Borja Cobeaga lleva años jugando a una cosa que parece sencilla y casi nadie se atreve a intentar: mirar a la gente a los ojos y meter el bisturí justo donde duele, pero con una media sonrisa. Los Aitas (ya disponible en Movistar+) es precisamente eso. Una comedia que no necesita subrayar nada, que no se esconde en el ruido ni en el guiño facilón, que te agarra por la cintura con un gag de precisión y, sin que te enteres, te suelta una verdad de esas que te persiguen de vuelta a casa. Si había que elegir una película para recordarnos que la comedia española está viva cuando baja el volumen y escucha, era esta.

La película de Cobeaga se enmascara de comedia y nos brinda un brillante relato sobre la paternidad sin épicas prestadas ni moralinas de manual: a base de silencios que trabajan, detalles que escuecen y gags que acarician, convierte el desorden íntimo de ser padre en un espejo donde reírse también es reconocerse. Sigue a un grupo de padres, en la Euskadi de los años ochenta, que deben acompañar a sus hijas en un viaje en autobús para una competición de gimnasia. Esos padres que cedían felizmente los deberes menos apetecibles de la crianza a las mujeres y que, en esta ocasión, deberán vestirse de madres y, por primera vez, también de padres.
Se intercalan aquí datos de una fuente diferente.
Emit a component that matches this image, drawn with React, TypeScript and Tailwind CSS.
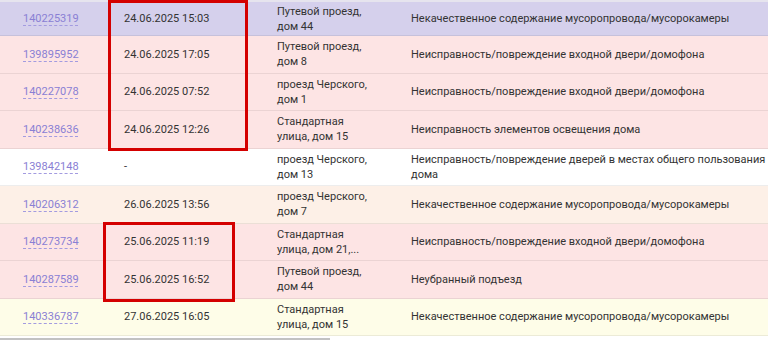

En Los Aitas, el cineasta demuestra una vez más que el mejor cine español surge cuando se aleja del grito y abraza el susurro. No hay grandes declaraciones ni golpes de pecho, solo la devastadora precisión de un director que sabe que la verdad duele más cuando llega de puntillas. Como esos momentos en que tu hijo adolescente te mira y por primera vez ves en sus ojos no admiración, sino lástima. O cuando te das cuenta de que llevas años intentando ser el padre que crees que deberías ser, no el que realmente eres.

La película funciona porque Cobeaga entiende que la paternidad es, en el fondo, una improvisación constante donde todos fingen conocer el guion. Los protagonistas navegan por esa zona gris donde el amor paternal se mezcla con la incompetencia, donde querer lo mejor para tus hijos no garantiza que sepas cómo dárselo. Es cine del día a día, de esos momentos donde la épica se construye a base de desayunos quemados y conversaciones a medias en el coche.

El casting de Los Aitas funciona como una partitura de vulnerabilidades perfectamente orquestada. Quim Gutiérrez despliega aquí su mejor versión, lejos de las comedias facilonas que han maltratado su talento, encontrando en Óscar a un padre que intenta aparentar control mientras se desmorona por dentro. Su trabajo físico es impecable, cada gesto delata la incomodidad de quien nunca aprendió a ser lo que se supone que debe ser. Juan Diego Botto, veterano en estos menesteres de la paternidad imperfecta, construye un Juanma que duele de lo reconocible que es: el padre que quiere hacerlo bien, pero no sabe cómo, atrapado entre la educación recibida y la que quiere dar.

Mikel Losada e Iñaki Ardanaz completan este cuarteto de incompetencias paternas con una naturalidad que da miedo, especialmente Losada en su relación con Sofía Otero – la joven revelación de 20.000 especies de abejas (Estibaliz Urresola Solaguren, 2023)– que aquí demuestra que su talento no fue casualidad. La química entre todos estos padres analógicos funciona porque no fuerzan la complicidad; la construyen a base de silencios incómodos y miradas de complicidad. Laura Weissmahr, reciente Goya por Salve María (Mar Coll, 2024), aporta como Nina el contrapunto necesario: la profesionalidad que estos hombres no tienen y la perspectiva exterior que los desnuda sin piedad.

Lo que más impresiona de Los Aitas es cómo evita las trampas del género. No hay revelaciones dramáticas ni momentos de redención hollywoodienses. Solo padres reales enfrentándose a la realidad de que educar es, básicamente, ir improvisando sobre la marcha mientras intentas que no se note que tienes ni idea de lo que haces. Como todos nosotros, vamos.

Borja Cobeaga ha creado una película que duele de lo reconocible que es, y ríe de lo absurdo que puede ser querer tanto a alguien que acabas haciéndolo todo mal. Es el tipo de cine que necesitamos: honesto hasta la médula, gracioso sin aspavientos y tan humano que te da ganas de llamar a tu padre. O de no hacerlo, según el caso.